The prominent and renowned economists Fernando Jaramillo; Juan José Echavarría, who is the current General Manager of the Banco de la República (Central Bank of Colombia); and Iader Giraldo from the Faculty of Economics, Universidad del Rosario, are parts of those voices that insist on making changes regarding the country’s foreign trade. In the book Foreign Trade in Colombia: Policy, institutions, costs, and results, which was published at the end of last year by the Banco de la República, these professionals put the issue on the table.

Their purpose with the publication, which has aroused great interest among experts on the topic, was to establish how big economic protection in Colombia is and what its effect has been on productivity and on Colombian’s well-being in the past seventy years. The conclusion is overwhelming: Protectionism has been a relevant factor in stopping the diversification of exports, with all its consequences for the national economy, and thus, for the population’s welfare.

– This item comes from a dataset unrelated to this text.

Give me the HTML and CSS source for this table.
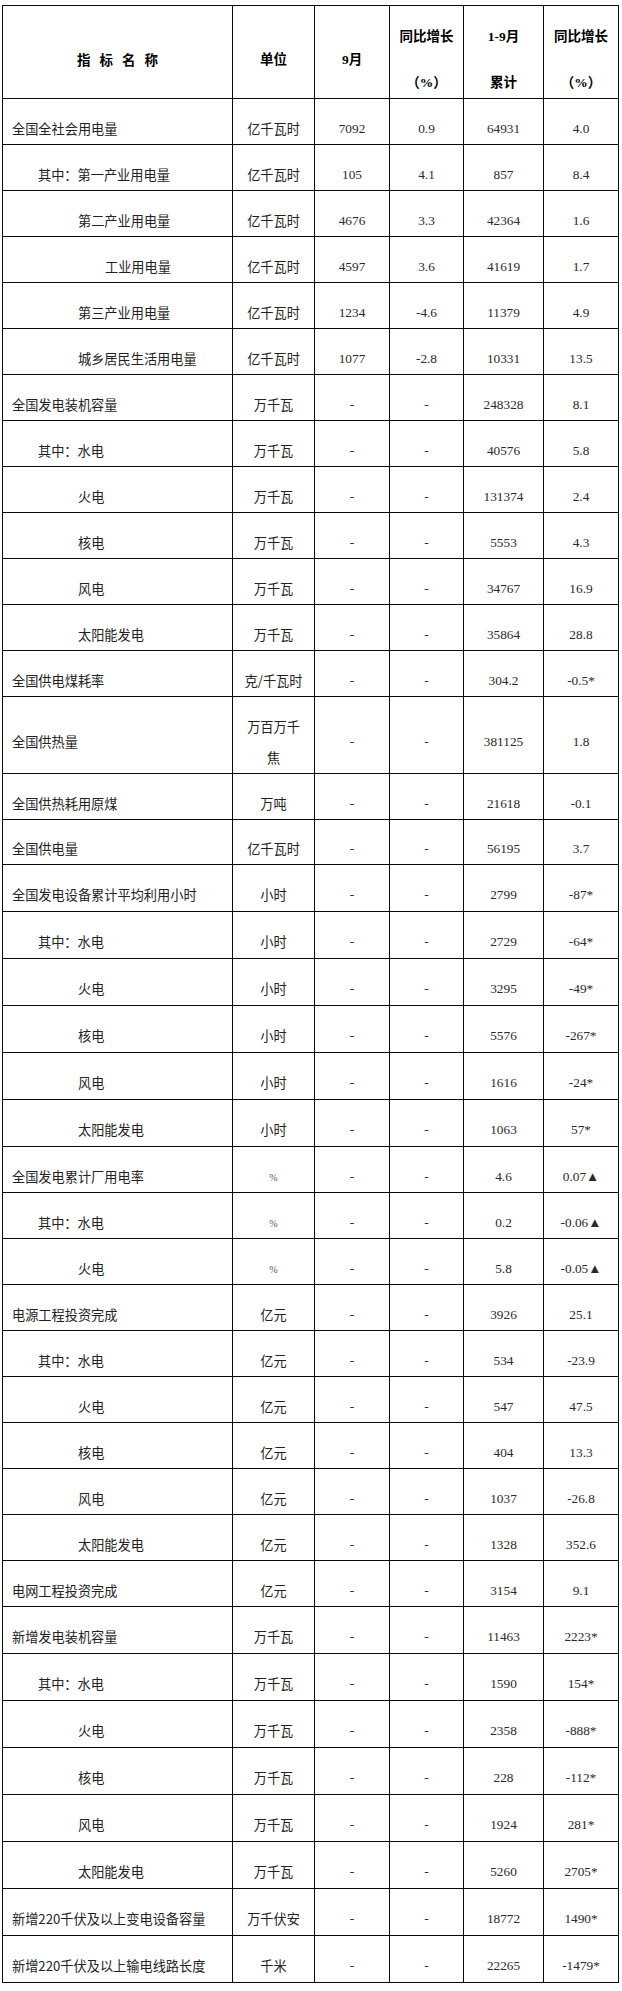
FILE: index.html
```html
<!DOCTYPE html>
<html lang="zh-CN">
<head>
<meta charset="utf-8">
<title>电力工业统计数据</title>
<link rel="stylesheet" href="styles.css">
</head>
<body>
<table class="stats">
  <colgroup>
    <col class="c-name"><col class="c-unit"><col class="c-m"><col class="c-my"><col class="c-cum"><col class="c-cy">
  </colgroup>
  <thead>
    <tr class="head">
      <th class="single"><span class="spaced">指 标 名 称</span></th>
      <th class="single">单位</th>
      <th class="single">9月</th>
      <th class="double"><div class="hl">同比增长</div><div class="hl">（%）</div></th>
      <th class="double"><div class="hl">1-9月</div><div class="hl">累计</div></th>
      <th class="double"><div class="hl">同比增长</div><div class="hl">（%）</div></th>
    </tr>
  </thead>
  <tbody>
    <tr><td class="name l0">全国全社会用电量</td><td class="unit">亿千瓦时</td><td class="num">7092</td><td class="num">0.9</td><td class="num">64931</td><td class="num">4.0</td></tr>
    <tr><td class="name l1">其中：第一产业用电量</td><td class="unit">亿千瓦时</td><td class="num">105</td><td class="num">4.1</td><td class="num">857</td><td class="num">8.4</td></tr>
    <tr><td class="name l2">第二产业用电量</td><td class="unit">亿千瓦时</td><td class="num">4676</td><td class="num">3.3</td><td class="num">42364</td><td class="num">1.6</td></tr>
    <tr><td class="name l3">工业用电量</td><td class="unit">亿千瓦时</td><td class="num">4597</td><td class="num">3.6</td><td class="num">41619</td><td class="num">1.7</td></tr>
    <tr><td class="name l2">第三产业用电量</td><td class="unit">亿千瓦时</td><td class="num">1234</td><td class="num">-4.6</td><td class="num">11379</td><td class="num">4.9</td></tr>
    <tr><td class="name l2">城乡居民生活用电量</td><td class="unit">亿千瓦时</td><td class="num">1077</td><td class="num">-2.8</td><td class="num">10331</td><td class="num">13.5</td></tr>
    <tr><td class="name l0">全国发电装机容量</td><td class="unit">万千瓦</td><td class="num">-</td><td class="num">-</td><td class="num">248328</td><td class="num">8.1</td></tr>
    <tr><td class="name l1">其中：水电</td><td class="unit">万千瓦</td><td class="num">-</td><td class="num">-</td><td class="num">40576</td><td class="num">5.8</td></tr>
    <tr><td class="name l2">火电</td><td class="unit">万千瓦</td><td class="num">-</td><td class="num">-</td><td class="num">131374</td><td class="num">2.4</td></tr>
    <tr><td class="name l2">核电</td><td class="unit">万千瓦</td><td class="num">-</td><td class="num">-</td><td class="num">5553</td><td class="num">4.3</td></tr>
    <tr><td class="name l2">风电</td><td class="unit">万千瓦</td><td class="num">-</td><td class="num">-</td><td class="num">34767</td><td class="num">16.9</td></tr>
    <tr><td class="name l2">太阳能发电</td><td class="unit">万千瓦</td><td class="num">-</td><td class="num">-</td><td class="num">35864</td><td class="num">28.8</td></tr>
    <tr><td class="name l0">全国供电煤耗率</td><td class="unit">克/千瓦时</td><td class="num">-</td><td class="num">-</td><td class="num">304.2</td><td class="num">-0.5*</td></tr>
    <tr class="tall"><td class="name l0">全国供热量</td><td class="unit two">万百万千<br>焦</td><td class="num">-</td><td class="num">-</td><td class="num">381125</td><td class="num">1.8</td></tr>
    <tr><td class="name l0">全国供热耗用原煤</td><td class="unit">万吨</td><td class="num">-</td><td class="num">-</td><td class="num">21618</td><td class="num">-0.1</td></tr>
    <tr class="short"><td class="name l0">全国供电量</td><td class="unit">亿千瓦时</td><td class="num">-</td><td class="num">-</td><td class="num">56195</td><td class="num">3.7</td></tr>
    <tr class="wide"><td class="name l0">全国发电设备累计平均利用小时</td><td class="unit">小时</td><td class="num">-</td><td class="num">-</td><td class="num">2799</td><td class="num">-87*</td></tr>
    <tr class="wide"><td class="name l1">其中：水电</td><td class="unit">小时</td><td class="num">-</td><td class="num">-</td><td class="num">2729</td><td class="num">-64*</td></tr>
    <tr class="wide"><td class="name l2">火电</td><td class="unit">小时</td><td class="num">-</td><td class="num">-</td><td class="num">3295</td><td class="num">-49*</td></tr>
    <tr class="wide"><td class="name l2">核电</td><td class="unit">小时</td><td class="num">-</td><td class="num">-</td><td class="num">5576</td><td class="num">-267*</td></tr>
    <tr class="wide"><td class="name l2">风电</td><td class="unit">小时</td><td class="num">-</td><td class="num">-</td><td class="num">1616</td><td class="num">-24*</td></tr>
    <tr class="wide"><td class="name l2">太阳能发电</td><td class="unit">小时</td><td class="num">-</td><td class="num">-</td><td class="num">1063</td><td class="num">57*</td></tr>
    <tr><td class="name l0">全国发电累计厂用电率</td><td class="unit"><span class="pct">%</span></td><td class="num">-</td><td class="num">-</td><td class="num">4.6</td><td class="num">0.07▲</td></tr>
    <tr><td class="name l1">其中：水电</td><td class="unit"><span class="pct">%</span></td><td class="num">-</td><td class="num">-</td><td class="num">0.2</td><td class="num">-0.06▲</td></tr>
    <tr><td class="name l2">火电</td><td class="unit"><span class="pct">%</span></td><td class="num">-</td><td class="num">-</td><td class="num">5.8</td><td class="num">-0.05▲</td></tr>
    <tr><td class="name l0">电源工程投资完成</td><td class="unit">亿元</td><td class="num">-</td><td class="num">-</td><td class="num">3926</td><td class="num">25.1</td></tr>
    <tr><td class="name l1">其中：水电</td><td class="unit">亿元</td><td class="num">-</td><td class="num">-</td><td class="num">534</td><td class="num">-23.9</td></tr>
    <tr><td class="name l2">火电</td><td class="unit">亿元</td><td class="num">-</td><td class="num">-</td><td class="num">547</td><td class="num">47.5</td></tr>
    <tr><td class="name l2">核电</td><td class="unit">亿元</td><td class="num">-</td><td class="num">-</td><td class="num">404</td><td class="num">13.3</td></tr>
    <tr><td class="name l2">风电</td><td class="unit">亿元</td><td class="num">-</td><td class="num">-</td><td class="num">1037</td><td class="num">-26.8</td></tr>
    <tr><td class="name l2">太阳能发电</td><td class="unit">亿元</td><td class="num">-</td><td class="num">-</td><td class="num">1328</td><td class="num">352.6</td></tr>
    <tr><td class="name l0">电网工程投资完成</td><td class="unit">亿元</td><td class="num">-</td><td class="num">-</td><td class="num">3154</td><td class="num">9.1</td></tr>
    <tr class="wide"><td class="name l0">新增发电装机容量</td><td class="unit">万千瓦</td><td class="num">-</td><td class="num">-</td><td class="num">11463</td><td class="num">2223*</td></tr>
    <tr class="wide"><td class="name l1">其中：水电</td><td class="unit">万千瓦</td><td class="num">-</td><td class="num">-</td><td class="num">1590</td><td class="num">154*</td></tr>
    <tr class="wide"><td class="name l2">火电</td><td class="unit">万千瓦</td><td class="num">-</td><td class="num">-</td><td class="num">2358</td><td class="num">-888*</td></tr>
    <tr class="wide"><td class="name l2">核电</td><td class="unit">万千瓦</td><td class="num">-</td><td class="num">-</td><td class="num">228</td><td class="num">-112*</td></tr>
    <tr class="wide"><td class="name l2">风电</td><td class="unit">万千瓦</td><td class="num">-</td><td class="num">-</td><td class="num">1924</td><td class="num">281*</td></tr>
    <tr class="wide"><td class="name l2">太阳能发电</td><td class="unit">万千瓦</td><td class="num">-</td><td class="num">-</td><td class="num">5260</td><td class="num">2705*</td></tr>
    <tr class="wide"><td class="name l0">新增220千伏及以上变电设备容量</td><td class="unit">万千伏安</td><td class="num">-</td><td class="num">-</td><td class="num">18772</td><td class="num">1490*</td></tr>
    <tr class="wide"><td class="name l0">新增220千伏及以上输电线路长度</td><td class="unit">千米</td><td class="num">-</td><td class="num">-</td><td class="num">22265</td><td class="num">-1479*</td></tr>
  </tbody>
</table>
</body>
</html>
```
FILE: styles.css
```css
html, body {
  margin: 0;
  padding: 0;
  background: #ffffff;
}

body {
  padding: 5px 0 0 2px;
  font-family: "Noto Sans CJK SC", sans-serif;
  color: #1c1c1c;
}

.stats {
  border-collapse: collapse;
  table-layout: fixed;
  width: 616px;
}

.c-name { width: 230px; }
.c-unit { width: 82px; }
.c-m { width: 75px; }
.c-my { width: 74px; }
.c-cum { width: 80px; }
.c-cy { width: 75px; }

.stats th,
.stats td {
  border: 1px solid #0a0a0a;
  padding: 14px 0 0 0;
  vertical-align: middle;
  line-height: 20px;
  white-space: nowrap;
}

.stats tr { height: 46px; }
.stats tr.wide { height: 47px; }
.stats tr.short { height: 45px; }
.stats tr.tall { height: 77px; }
.stats tr.head { height: 92px; }

/* header */
.stats th {
  font-family: "Liberation Serif", "Noto Sans CJK SC", serif;
  font-weight: 700;
  font-size: 13.5px;
  color: #000;
  text-align: center;
}

.stats th.single {
  padding-top: 16px;
}

.stats th.double {
  padding: 0;
}

.hl {
  line-height: 30px;
  margin-top: 16px;
}

.spaced {
  font-family: "Noto Sans CJK SC", sans-serif;
  word-spacing: 6px;
}

/* body */
.name {
  font-family: "Noto Sans CJK SC", sans-serif;
  font-weight: 400;
  font-size: 13.2px;
  text-align: left;
  color: #222;
}

.l0 { padding-left: 9px !important; }
.l1 { padding-left: 35px !important; }
.l2 { padding-left: 75px !important; }
.l3 { padding-left: 102px !important; }

.unit {
  font-family: "Noto Sans CJK SC", sans-serif;
  font-weight: 400;
  font-size: 13.2px;
  text-align: center;
  color: #222;
}

.unit.two {
  line-height: 31px;
  white-space: normal;
}

.pct {
  font-family: "Liberation Serif", serif;
  font-size: 10px;
  color: #555;
}

.num {
  font-family: "Liberation Serif", "DejaVu Sans", serif;
  font-size: 13.3px;
  text-align: center;
  color: #2a2a2a;
}
```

“Protection acts as a tax on exporters,” say the researchers in the book. The reason for this is that many sectors do not dare to export because they do not feel the need to seek markets abroad as their products are protected or even because the cost structure is detrimental to them. For example, raw material costs are very high. "Introducing tariffs and non-tariff measures takes away competitiveness from exporters,” says Jaramillo.

The power of lobbying

For researchers, the agricultural sector is perhaps one of the best examples to show the meaning of the lack of promotion of other strategic sectors of the economy with exporting potential, particularly, the lack of incentives for research, development, and innovation.

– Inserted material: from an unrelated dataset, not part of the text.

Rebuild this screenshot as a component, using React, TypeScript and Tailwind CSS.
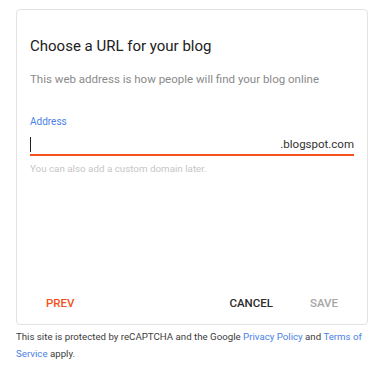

“The stimulus to the producer focused solely on tariffs ends up harming farmers in the long term. This is what we are noticing: Those with the greatest lobbying power with politicians are those who achieve greater protectionism, and small producers are the most affected. They could even become more competitive, that is, if only foreign trade worked adequately. They should receive irrigation districts, access to credit, better distribution of the land, etc.,” assures Fernando Jaramillo.

In his opinion, the country is giving very large subsidies to sectors that do not need them and that are not strategic. “What we have to think about now is not ‘let's protect the agricultural sector’ but ‘let’s provide it with the right conditions so that it does not stop growing and becomes more competitive,’” he says.

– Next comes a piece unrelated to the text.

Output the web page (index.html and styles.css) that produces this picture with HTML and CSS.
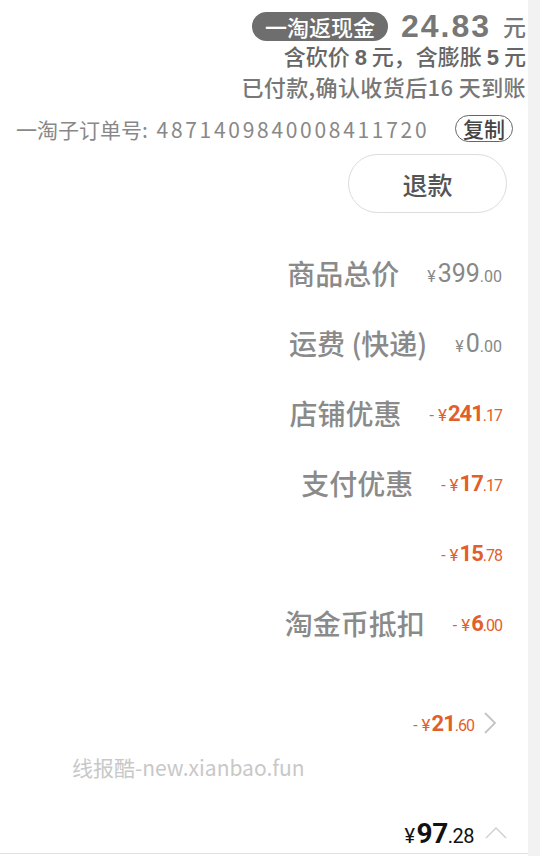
FILE: index.html
```html
<!DOCTYPE html>
<html lang="zh-CN">
<head>
  <meta charset="UTF-8" />
  <meta name="viewport" content="width=device-width, initial-scale=1.0"/>
  <title>订单详情</title>
  <link rel="stylesheet" href="styles.css">
</head>
<body>
  <div class="pagina">
    <div class="contenido">
      <div class="fanxian">
        <div class="fanxian-linea">
          <span class="insignia">一淘返现金</span>
          <span class="monto">24.83</span>
          <span class="yuan">元</span>
        </div>
        <div class="fanxian-detalle">含砍价 <b>8</b> 元，含膨胀 <b>5</b> 元</div>
        <div class="fanxian-estado">已付款,确认收货后16 天到账</div>
      </div>

      <div class="pedido">
        <span class="pedido-num">一淘子订单号: <span class="digitos">4871409840008411720</span></span>
        <span class="copiar">复制</span>
      </div>

      <div class="acciones">
        <button class="btn-reembolso">退款</button>
      </div>

      <div class="resumen">
        <div class="fila">
          <span class="etiqueta">商品总价</span>
          <span class="precio gris"><small class="moneda">¥</small>399<small>.00</small></span>
        </div>
        <div class="fila">
          <span class="etiqueta">运费 (快递)</span>
          <span class="precio gris"><small class="moneda">¥</small>0<small>.00</small></span>
        </div>
        <div class="fila">
          <span class="etiqueta">店铺优惠</span>
          <span class="precio naranja"><small class="signo">-</small><small class="moneda">¥</small>241<small>.17</small></span>
        </div>
        <div class="fila">
          <span class="etiqueta">支付优惠</span>
          <span class="precio naranja"><small class="signo">-</small><small class="moneda">¥</small>17<small>.17</small></span>
        </div>
        <div class="fila">
          <span class="precio naranja"><small class="signo">-</small><small class="moneda">¥</small>15<small>.78</small></span>
        </div>
        <div class="fila">
          <span class="etiqueta">淘金币抵扣</span>
          <span class="precio naranja"><small class="signo">-</small><small class="moneda">¥</small>6<small>.00</small></span>
        </div>
        <div class="fila fila-extra">
          <span class="precio naranja"><small class="signo">-</small><small class="moneda">¥</small>21<small>.60</small></span>
          <svg class="flecha" width="14" height="24" viewBox="0 0 14 24">
            <polyline points="2,2 12,12 2,22" fill="none" stroke="#c4c4c4" stroke-width="1.8"/>
          </svg>
        </div>
        <div class="fila fila-total">
          <span class="precio negro"><small class="moneda">¥</small>97<small>.28</small></span>
          <svg class="flecha-arriba" width="22" height="12" viewBox="0 0 22 12">
            <polyline points="1,11 11,1 21,11" fill="none" stroke="#cfcfcf" stroke-width="1.4"/>
          </svg>
        </div>
        <div class="marca-agua">线报酷-new.xianbao.fun</div>
      </div>
    </div>
    <div class="lateral"></div>
  </div>
</body>
</html>
```

FILE: styles.css
```css
body {
  margin: 0;
  padding: 0;
  font-family: "Noto Sans CJK SC", "Noto Sans", sans-serif;
  background-color: #ffffff;
  color: #777;
}

.pagina {
  display: flex;
  min-height: 856px;
}

.contenido {
  width: 528px;
}

.lateral {
  width: 12px;
  background-color: #f2f2f2;
}

/* bloque de cashback */
.fanxian {
  text-align: right;
  padding: 11px 2px 0 0;
  font-weight: 500;
}

.fanxian-linea {
  display: flex;
  justify-content: flex-end;
  align-items: center;
  height: 30px;
}

.insignia {
  background-color: #6e6e6e;
  color: #ffffff;
  font-size: 22px;
  line-height: 29px;
  padding: 0 13px;
  border-radius: 15px;
}

.monto {
  font-family: "Liberation Sans", Arial, sans-serif;
  font-weight: bold;
  font-size: 32px;
  line-height: 30px;
  letter-spacing: 2px;
  color: #777;
  margin-left: 13px;
}

.yuan {
  font-size: 23px;
  line-height: 30px;
  color: #777;
  margin-left: 12px;
}

.fanxian-detalle {
  font-size: 22px;
  line-height: 28px;
  color: #666;
}

.fanxian-detalle b {
  font-family: "Liberation Sans", Arial, sans-serif;
}

.fanxian-estado {
  font-size: 22px;
  line-height: 29px;
  letter-spacing: 0.4px;
  color: #777;
}

/* numero de pedido */
.pedido {
  display: flex;
  justify-content: space-between;
  align-items: center;
  padding: 0 15px 0 16px;
  margin-top: 13px;
  height: 29px;
}

.pedido-num {
  font-size: 21px;
  color: #888;
}

.digitos {
  margin-left: 4px;
  letter-spacing: 2.7px;
}

.copiar {
  font-size: 21px;
  line-height: 25px;
  font-weight: 500;
  color: #444;
  border: 1.5px solid #666;
  border-radius: 14px;
  padding: 0 7px;
}

.acciones {
  display: flex;
  justify-content: flex-end;
  padding-right: 21px;
  margin-top: 11px;
}

.btn-reembolso {
  width: 159px;
  height: 59px;
  background-color: #ffffff;
  border: 1px solid #dcdcdc;
  border-radius: 30px;
  font-family: inherit;
  font-weight: 500;
  font-size: 25px;
  color: #555;
  cursor: pointer;
}

/* resumen de precios */
.resumen {
  position: relative;
  margin-top: 25px;
}

.fila {
  display: flex;
  justify-content: flex-end;
  align-items: center;
  gap: 28px;
  height: 70px;
  padding-right: 26px;
}

.etiqueta {
  font-size: 28px;
  font-weight: 500;
  color: #8a8a8a;
}

.precio {
  font-family: "Roboto", sans-serif;
  font-size: 25px;
}

.precio small {
  font-size: 16px;
  font-weight: normal;
}

.precio .moneda {
  margin-right: 2px;
}

.precio .signo {
  margin-right: 5px;
}

.gris {
  color: #888;
}

.naranja {
  color: #e15f2b;
  font-weight: bold;
  font-size: 22px;
  letter-spacing: -1px;
}

.naranja .moneda {
  font-size: 17px;
}

.negro {
  color: #111;
  font-weight: bold;
  font-size: 28px;
  letter-spacing: -0.5px;
}

.negro small {
  font-size: 20px;
}

.fila-extra {
  margin-top: 30px;
  gap: 9px;
  padding-right: 31px;
}

.fila-total {
  height: 40px;
  margin-top: 55px;
  gap: 11px;
  padding-right: 21px;
  border-bottom: 1px solid #e2e2e2;
}

.marca-agua {
  position: absolute;
  left: 72px;
  top: 514px;
  font-size: 21px;
  color: #c8c8c8;
}
```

Given the conditions, there is the possibility of researching, developing, and innovating. Jaramillo gives the example of the cocoa sector, wherein innovation to combat pests and produce new varieties requires significant efforts. Precisely the lack of measures to support research, development, and innovation in different sectors is another factor that has a negative impact on the country’s productivity.

Similarly, it is untrue that Colombia has economic openness as it has been said, which is an example of protectionism in the country, or if you like, that of the protectionism impeding economic openness.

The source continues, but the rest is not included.